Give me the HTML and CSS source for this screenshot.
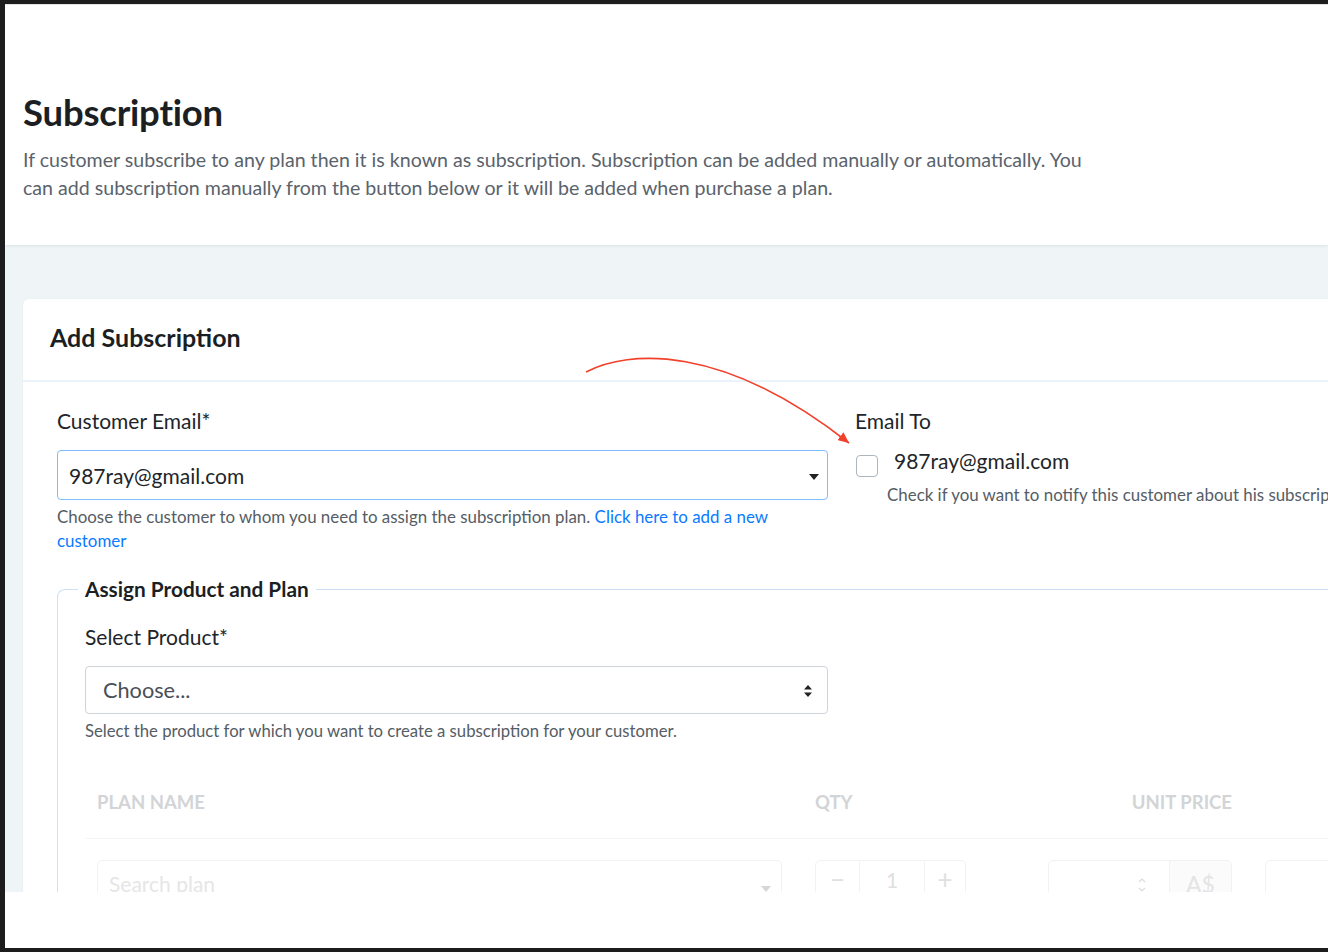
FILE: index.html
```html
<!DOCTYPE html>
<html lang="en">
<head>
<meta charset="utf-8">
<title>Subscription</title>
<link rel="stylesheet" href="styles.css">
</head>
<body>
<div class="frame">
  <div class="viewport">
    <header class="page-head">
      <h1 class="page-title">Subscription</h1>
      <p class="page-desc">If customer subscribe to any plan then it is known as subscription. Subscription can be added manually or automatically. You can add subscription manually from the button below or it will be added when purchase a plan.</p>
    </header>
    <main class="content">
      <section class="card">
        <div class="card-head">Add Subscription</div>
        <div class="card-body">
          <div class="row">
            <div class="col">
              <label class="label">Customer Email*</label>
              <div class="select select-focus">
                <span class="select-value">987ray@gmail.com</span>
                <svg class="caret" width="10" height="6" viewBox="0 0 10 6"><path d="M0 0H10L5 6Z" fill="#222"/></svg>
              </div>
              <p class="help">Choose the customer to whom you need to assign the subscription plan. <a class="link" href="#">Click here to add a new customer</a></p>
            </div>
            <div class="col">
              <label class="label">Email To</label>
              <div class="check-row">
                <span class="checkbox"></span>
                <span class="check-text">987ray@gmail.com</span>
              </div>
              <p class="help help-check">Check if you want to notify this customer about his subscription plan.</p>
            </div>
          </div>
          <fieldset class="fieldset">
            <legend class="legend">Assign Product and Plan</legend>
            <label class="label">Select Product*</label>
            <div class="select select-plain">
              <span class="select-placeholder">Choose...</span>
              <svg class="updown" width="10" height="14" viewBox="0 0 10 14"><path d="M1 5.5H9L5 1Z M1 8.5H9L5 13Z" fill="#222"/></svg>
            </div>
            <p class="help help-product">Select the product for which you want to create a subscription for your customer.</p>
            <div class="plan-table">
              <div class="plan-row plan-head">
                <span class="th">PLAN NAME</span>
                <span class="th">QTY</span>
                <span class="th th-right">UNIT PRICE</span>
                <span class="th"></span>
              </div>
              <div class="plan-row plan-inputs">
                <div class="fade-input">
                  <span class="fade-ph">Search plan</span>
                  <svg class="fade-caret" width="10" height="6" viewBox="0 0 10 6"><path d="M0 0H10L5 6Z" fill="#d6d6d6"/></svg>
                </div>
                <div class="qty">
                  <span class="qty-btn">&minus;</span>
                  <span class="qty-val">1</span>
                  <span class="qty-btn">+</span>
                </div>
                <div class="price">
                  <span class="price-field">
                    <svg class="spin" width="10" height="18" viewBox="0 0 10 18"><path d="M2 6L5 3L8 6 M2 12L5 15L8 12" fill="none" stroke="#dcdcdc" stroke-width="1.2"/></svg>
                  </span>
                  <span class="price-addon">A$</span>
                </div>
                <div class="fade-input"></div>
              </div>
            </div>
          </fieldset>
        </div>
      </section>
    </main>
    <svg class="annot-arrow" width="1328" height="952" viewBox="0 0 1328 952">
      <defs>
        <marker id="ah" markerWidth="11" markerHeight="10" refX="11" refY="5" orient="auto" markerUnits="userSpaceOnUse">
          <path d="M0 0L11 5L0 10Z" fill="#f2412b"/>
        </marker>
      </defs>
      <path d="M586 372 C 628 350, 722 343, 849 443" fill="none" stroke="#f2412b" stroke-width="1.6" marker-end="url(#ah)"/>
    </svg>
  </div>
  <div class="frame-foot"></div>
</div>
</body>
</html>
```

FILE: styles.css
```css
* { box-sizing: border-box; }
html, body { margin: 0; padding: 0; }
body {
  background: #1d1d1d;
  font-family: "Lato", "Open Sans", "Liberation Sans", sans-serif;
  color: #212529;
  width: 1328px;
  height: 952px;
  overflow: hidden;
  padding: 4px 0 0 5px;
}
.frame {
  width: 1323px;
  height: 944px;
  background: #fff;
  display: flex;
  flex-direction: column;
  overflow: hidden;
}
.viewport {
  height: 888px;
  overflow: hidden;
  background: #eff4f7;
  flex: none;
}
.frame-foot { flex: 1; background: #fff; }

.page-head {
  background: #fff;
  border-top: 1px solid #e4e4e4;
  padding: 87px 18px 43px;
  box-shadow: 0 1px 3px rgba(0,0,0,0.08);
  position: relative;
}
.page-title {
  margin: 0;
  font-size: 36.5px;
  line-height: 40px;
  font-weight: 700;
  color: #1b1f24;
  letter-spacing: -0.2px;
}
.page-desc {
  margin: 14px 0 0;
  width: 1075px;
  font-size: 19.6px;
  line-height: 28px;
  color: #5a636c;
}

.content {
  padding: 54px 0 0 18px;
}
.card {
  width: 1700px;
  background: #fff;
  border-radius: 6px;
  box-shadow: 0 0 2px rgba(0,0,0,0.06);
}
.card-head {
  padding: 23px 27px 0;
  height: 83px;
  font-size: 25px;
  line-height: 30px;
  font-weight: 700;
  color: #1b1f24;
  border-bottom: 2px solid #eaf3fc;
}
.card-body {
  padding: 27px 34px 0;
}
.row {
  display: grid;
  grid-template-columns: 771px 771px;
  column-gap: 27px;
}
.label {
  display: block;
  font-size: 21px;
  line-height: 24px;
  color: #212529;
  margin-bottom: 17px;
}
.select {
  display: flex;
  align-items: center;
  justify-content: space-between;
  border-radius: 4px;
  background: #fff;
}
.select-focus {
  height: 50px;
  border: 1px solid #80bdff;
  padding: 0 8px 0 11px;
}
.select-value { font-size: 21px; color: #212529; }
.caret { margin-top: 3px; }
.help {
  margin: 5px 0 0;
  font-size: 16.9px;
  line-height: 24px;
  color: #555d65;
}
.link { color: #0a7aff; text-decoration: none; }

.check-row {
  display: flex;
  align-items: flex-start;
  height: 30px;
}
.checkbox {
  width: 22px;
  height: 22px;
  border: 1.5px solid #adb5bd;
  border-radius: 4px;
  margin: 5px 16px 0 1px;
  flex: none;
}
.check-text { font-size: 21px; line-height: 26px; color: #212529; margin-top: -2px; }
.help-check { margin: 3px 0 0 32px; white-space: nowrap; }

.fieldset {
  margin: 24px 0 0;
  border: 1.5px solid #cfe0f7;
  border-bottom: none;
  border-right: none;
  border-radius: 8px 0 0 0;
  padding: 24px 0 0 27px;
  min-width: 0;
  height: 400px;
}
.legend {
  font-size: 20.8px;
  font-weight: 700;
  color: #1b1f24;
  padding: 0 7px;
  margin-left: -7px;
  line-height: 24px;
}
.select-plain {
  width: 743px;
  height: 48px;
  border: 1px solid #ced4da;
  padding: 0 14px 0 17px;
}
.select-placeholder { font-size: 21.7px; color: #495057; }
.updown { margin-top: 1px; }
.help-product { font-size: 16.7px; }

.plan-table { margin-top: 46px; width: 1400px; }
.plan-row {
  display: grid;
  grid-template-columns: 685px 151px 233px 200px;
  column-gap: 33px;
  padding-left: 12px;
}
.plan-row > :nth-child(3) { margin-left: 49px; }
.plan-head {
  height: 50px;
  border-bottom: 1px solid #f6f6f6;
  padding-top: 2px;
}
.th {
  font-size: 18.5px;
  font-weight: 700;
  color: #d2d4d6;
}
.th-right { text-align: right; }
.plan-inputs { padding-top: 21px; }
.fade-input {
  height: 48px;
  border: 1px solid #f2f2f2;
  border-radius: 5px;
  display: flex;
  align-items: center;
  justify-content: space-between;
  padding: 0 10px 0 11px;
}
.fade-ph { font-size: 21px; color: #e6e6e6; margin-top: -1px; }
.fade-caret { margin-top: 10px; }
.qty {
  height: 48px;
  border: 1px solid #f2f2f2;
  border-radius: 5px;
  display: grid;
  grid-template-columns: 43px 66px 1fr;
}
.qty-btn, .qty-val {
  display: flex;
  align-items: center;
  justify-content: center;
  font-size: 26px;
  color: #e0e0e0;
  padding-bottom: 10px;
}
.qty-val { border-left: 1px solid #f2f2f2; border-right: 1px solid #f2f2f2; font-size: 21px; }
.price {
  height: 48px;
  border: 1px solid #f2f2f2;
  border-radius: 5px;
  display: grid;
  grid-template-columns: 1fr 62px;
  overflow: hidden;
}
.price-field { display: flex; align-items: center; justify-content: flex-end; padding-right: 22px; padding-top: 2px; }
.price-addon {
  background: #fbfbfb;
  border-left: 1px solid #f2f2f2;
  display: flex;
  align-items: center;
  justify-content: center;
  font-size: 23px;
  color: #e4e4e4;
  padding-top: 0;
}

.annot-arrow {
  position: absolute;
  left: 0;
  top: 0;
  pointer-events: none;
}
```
--
**Prompt**
State only how many lines in the material include "this".

**Solution to the problem**
2